-- start Supplied data --

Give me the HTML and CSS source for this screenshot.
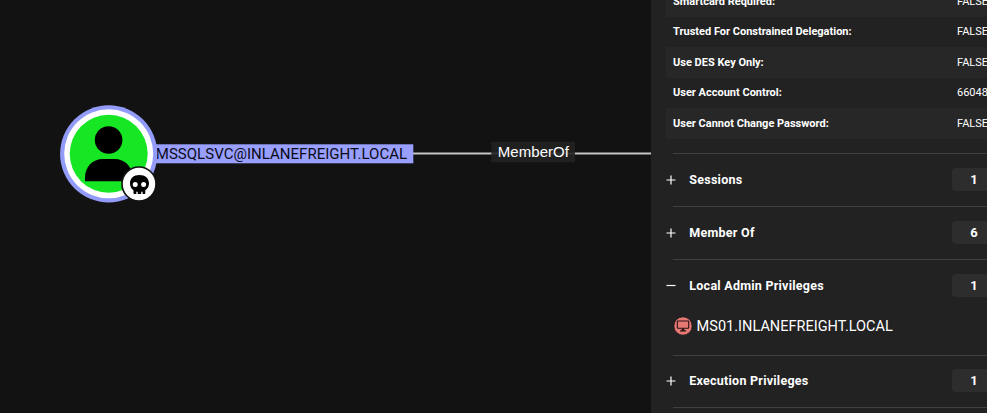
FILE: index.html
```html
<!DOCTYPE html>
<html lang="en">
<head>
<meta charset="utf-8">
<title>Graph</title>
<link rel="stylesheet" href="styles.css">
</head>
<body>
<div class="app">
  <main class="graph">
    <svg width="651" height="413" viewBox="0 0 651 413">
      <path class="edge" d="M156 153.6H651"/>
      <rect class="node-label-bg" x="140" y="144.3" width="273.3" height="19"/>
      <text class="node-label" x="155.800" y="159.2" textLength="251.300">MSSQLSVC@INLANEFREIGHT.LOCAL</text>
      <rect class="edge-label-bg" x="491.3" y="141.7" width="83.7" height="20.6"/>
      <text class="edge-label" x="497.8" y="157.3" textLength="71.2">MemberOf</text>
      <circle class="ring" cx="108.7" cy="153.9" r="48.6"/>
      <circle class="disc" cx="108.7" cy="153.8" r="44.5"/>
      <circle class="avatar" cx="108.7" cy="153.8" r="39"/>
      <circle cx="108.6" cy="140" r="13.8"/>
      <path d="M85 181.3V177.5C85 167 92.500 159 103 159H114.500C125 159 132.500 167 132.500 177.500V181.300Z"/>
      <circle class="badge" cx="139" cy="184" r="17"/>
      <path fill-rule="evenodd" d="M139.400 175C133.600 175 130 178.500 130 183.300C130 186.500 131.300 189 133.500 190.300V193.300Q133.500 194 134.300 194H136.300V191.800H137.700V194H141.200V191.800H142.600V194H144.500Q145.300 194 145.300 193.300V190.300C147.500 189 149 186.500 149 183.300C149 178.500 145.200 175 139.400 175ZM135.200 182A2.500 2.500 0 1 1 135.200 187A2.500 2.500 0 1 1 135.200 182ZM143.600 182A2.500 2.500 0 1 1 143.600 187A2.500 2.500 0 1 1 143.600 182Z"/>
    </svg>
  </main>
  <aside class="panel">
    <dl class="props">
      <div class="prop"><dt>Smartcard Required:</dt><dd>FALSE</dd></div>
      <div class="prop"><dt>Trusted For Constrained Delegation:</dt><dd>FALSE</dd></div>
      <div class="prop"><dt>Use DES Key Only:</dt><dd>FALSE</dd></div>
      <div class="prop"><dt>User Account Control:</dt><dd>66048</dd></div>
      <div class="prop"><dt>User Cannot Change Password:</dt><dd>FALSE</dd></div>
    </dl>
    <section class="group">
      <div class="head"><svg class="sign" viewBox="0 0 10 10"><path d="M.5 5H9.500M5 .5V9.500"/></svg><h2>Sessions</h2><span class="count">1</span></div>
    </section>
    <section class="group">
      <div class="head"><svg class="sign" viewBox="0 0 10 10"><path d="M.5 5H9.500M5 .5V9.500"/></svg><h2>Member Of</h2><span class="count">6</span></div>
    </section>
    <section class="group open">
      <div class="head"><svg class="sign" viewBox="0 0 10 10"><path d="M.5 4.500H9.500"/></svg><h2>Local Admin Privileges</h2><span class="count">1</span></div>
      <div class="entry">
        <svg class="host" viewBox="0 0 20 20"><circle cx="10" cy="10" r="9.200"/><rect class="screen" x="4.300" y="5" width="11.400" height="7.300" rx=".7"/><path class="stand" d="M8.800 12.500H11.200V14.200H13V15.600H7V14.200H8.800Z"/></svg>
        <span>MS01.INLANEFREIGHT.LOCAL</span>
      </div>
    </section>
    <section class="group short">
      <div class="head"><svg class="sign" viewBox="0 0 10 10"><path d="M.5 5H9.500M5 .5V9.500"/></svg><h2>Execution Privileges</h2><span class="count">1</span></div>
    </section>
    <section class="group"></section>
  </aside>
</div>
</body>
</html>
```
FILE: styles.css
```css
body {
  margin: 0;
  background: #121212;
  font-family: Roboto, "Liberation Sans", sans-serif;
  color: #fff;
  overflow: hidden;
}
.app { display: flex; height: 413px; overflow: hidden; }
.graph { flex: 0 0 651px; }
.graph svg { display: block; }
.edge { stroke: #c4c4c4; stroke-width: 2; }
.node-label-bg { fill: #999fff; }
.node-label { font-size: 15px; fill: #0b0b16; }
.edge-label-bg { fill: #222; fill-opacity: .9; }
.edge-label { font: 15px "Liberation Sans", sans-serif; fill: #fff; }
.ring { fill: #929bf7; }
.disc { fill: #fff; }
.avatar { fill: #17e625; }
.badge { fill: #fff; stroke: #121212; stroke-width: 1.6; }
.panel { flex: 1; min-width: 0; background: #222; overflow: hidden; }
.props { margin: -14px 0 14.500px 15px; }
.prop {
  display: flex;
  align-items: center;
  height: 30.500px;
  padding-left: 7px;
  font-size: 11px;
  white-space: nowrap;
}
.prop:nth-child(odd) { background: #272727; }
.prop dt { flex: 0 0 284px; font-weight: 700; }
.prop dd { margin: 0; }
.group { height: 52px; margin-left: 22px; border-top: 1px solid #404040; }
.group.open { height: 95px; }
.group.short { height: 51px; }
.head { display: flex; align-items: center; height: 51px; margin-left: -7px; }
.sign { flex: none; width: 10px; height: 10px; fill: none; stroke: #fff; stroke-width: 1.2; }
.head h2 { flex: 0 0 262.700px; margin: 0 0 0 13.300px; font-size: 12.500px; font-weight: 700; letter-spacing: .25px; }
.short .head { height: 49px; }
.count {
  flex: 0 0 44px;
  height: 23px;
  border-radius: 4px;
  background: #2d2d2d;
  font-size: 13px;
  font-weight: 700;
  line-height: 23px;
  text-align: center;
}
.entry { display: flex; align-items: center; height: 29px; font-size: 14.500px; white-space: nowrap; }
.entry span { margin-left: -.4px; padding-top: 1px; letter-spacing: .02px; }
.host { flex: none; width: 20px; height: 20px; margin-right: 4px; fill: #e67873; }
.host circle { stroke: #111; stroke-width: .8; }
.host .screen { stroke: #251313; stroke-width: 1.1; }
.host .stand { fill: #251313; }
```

-- end Supplied data --

Copy out all of the material exactly as written, without its pictures.

Give me the HTML and CSS source for this screenshot.
FILE: index.html
```html
<!DOCTYPE html>
<html lang="en">
<head>
<meta charset="utf-8">
<title>Graph</title>
<link rel="stylesheet" href="styles.css">
</head>
<body>
<div class="app">
  <main class="graph">
    <svg width="651" height="413" viewBox="0 0 651 413">
      <path class="edge" d="M156 153.6H651"/>
      <rect class="node-label-bg" x="140" y="144.3" width="273.3" height="19"/>
      <text class="node-label" x="155.800" y="159.2" textLength="251.300">MSSQLSVC@INLANEFREIGHT.LOCAL</text>
      <rect class="edge-label-bg" x="491.3" y="141.7" width="83.7" height="20.6"/>
      <text class="edge-label" x="497.8" y="157.3" textLength="71.2">MemberOf</text>
      <circle class="ring" cx="108.7" cy="153.9" r="48.6"/>
      <circle class="disc" cx="108.7" cy="153.8" r="44.5"/>
      <circle class="avatar" cx="108.7" cy="153.8" r="39"/>
      <circle cx="108.6" cy="140" r="13.8"/>
      <path d="M85 181.3V177.5C85 167 92.500 159 103 159H114.500C125 159 132.500 167 132.500 177.500V181.300Z"/>
      <circle class="badge" cx="139" cy="184" r="17"/>
      <path fill-rule="evenodd" d="M139.400 175C133.600 175 130 178.500 130 183.300C130 186.500 131.300 189 133.500 190.300V193.300Q133.500 194 134.300 194H136.300V191.800H137.700V194H141.200V191.800H142.600V194H144.500Q145.300 194 145.300 193.300V190.300C147.500 189 149 186.500 149 183.300C149 178.500 145.200 175 139.400 175ZM135.200 182A2.500 2.500 0 1 1 135.200 187A2.500 2.500 0 1 1 135.200 182ZM143.600 182A2.500 2.500 0 1 1 143.600 187A2.500 2.500 0 1 1 143.600 182Z"/>
    </svg>
  </main>
  <aside class="panel">
    <dl class="props">
      <div class="prop"><dt>Smartcard Required:</dt><dd>FALSE</dd></div>
      <div class="prop"><dt>Trusted For Constrained Delegation:</dt><dd>FALSE</dd></div>
      <div class="prop"><dt>Use DES Key Only:</dt><dd>FALSE</dd></div>
      <div class="prop"><dt>User Account Control:</dt><dd>66048</dd></div>
      <div class="prop"><dt>User Cannot Change Password:</dt><dd>FALSE</dd></div>
    </dl>
    <section class="group">
      <div class="head"><svg class="sign" viewBox="0 0 10 10"><path d="M.5 5H9.500M5 .5V9.500"/></svg><h2>Sessions</h2><span class="count">1</span></div>
    </section>
    <section class="group">
      <div class="head"><svg class="sign" viewBox="0 0 10 10"><path d="M.5 5H9.500M5 .5V9.500"/></svg><h2>Member Of</h2><span class="count">6</span></div>
    </section>
    <section class="group open">
      <div class="head"><svg class="sign" viewBox="0 0 10 10"><path d="M.5 4.500H9.500"/></svg><h2>Local Admin Privileges</h2><span class="count">1</span></div>
      <div class="entry">
        <svg class="host" viewBox="0 0 20 20"><circle cx="10" cy="10" r="9.200"/><rect class="screen" x="4.300" y="5" width="11.400" height="7.300" rx=".7"/><path class="stand" d="M8.800 12.500H11.200V14.200H13V15.600H7V14.200H8.800Z"/></svg>
        <span>MS01.INLANEFREIGHT.LOCAL</span>
      </div>
    </section>
    <section class="group short">
      <div class="head"><svg class="sign" viewBox="0 0 10 10"><path d="M.5 5H9.500M5 .5V9.500"/></svg><h2>Execution Privileges</h2><span class="count">1</span></div>
    </section>
    <section class="group"></section>
  </aside>
</div>
</body>
</html>
```
FILE: styles.css
```css
body {
  margin: 0;
  background: #121212;
  font-family: Roboto, "Liberation Sans", sans-serif;
  color: #fff;
  overflow: hidden;
}
.app { display: flex; height: 413px; overflow: hidden; }
.graph { flex: 0 0 651px; }
.graph svg { display: block; }
.edge { stroke: #c4c4c4; stroke-width: 2; }
.node-label-bg { fill: #999fff; }
.node-label { font-size: 15px; fill: #0b0b16; }
.edge-label-bg { fill: #222; fill-opacity: .9; }
.edge-label { font: 15px "Liberation Sans", sans-serif; fill: #fff; }
.ring { fill: #929bf7; }
.disc { fill: #fff; }
.avatar { fill: #17e625; }
.badge { fill: #fff; stroke: #121212; stroke-width: 1.6; }
.panel { flex: 1; min-width: 0; background: #222; overflow: hidden; }
.props { margin: -14px 0 14.500px 15px; }
.prop {
  display: flex;
  align-items: center;
  height: 30.500px;
  padding-left: 7px;
  font-size: 11px;
  white-space: nowrap;
}
.prop:nth-child(odd) { background: #272727; }
.prop dt { flex: 0 0 284px; font-weight: 700; }
.prop dd { margin: 0; }
.group { height: 52px; margin-left: 22px; border-top: 1px solid #404040; }
.group.open { height: 95px; }
.group.short { height: 51px; }
.head { display: flex; align-items: center; height: 51px; margin-left: -7px; }
.sign { flex: none; width: 10px; height: 10px; fill: none; stroke: #fff; stroke-width: 1.2; }
.head h2 { flex: 0 0 262.700px; margin: 0 0 0 13.300px; font-size: 12.500px; font-weight: 700; letter-spacing: .25px; }
.short .head { height: 49px; }
.count {
  flex: 0 0 44px;
  height: 23px;
  border-radius: 4px;
  background: #2d2d2d;
  font-size: 13px;
  font-weight: 700;
  line-height: 23px;
  text-align: center;
}
.entry { display: flex; align-items: center; height: 29px; font-size: 14.500px; white-space: nowrap; }
.entry span { margin-left: -.4px; padding-top: 1px; letter-spacing: .02px; }
.host { flex: none; width: 20px; height: 20px; margin-right: 4px; fill: #e67873; }
.host circle { stroke: #111; stroke-width: .8; }
.host .screen { stroke: #251313; stroke-width: 1.1; }
.host .stand { fill: #251313; }
```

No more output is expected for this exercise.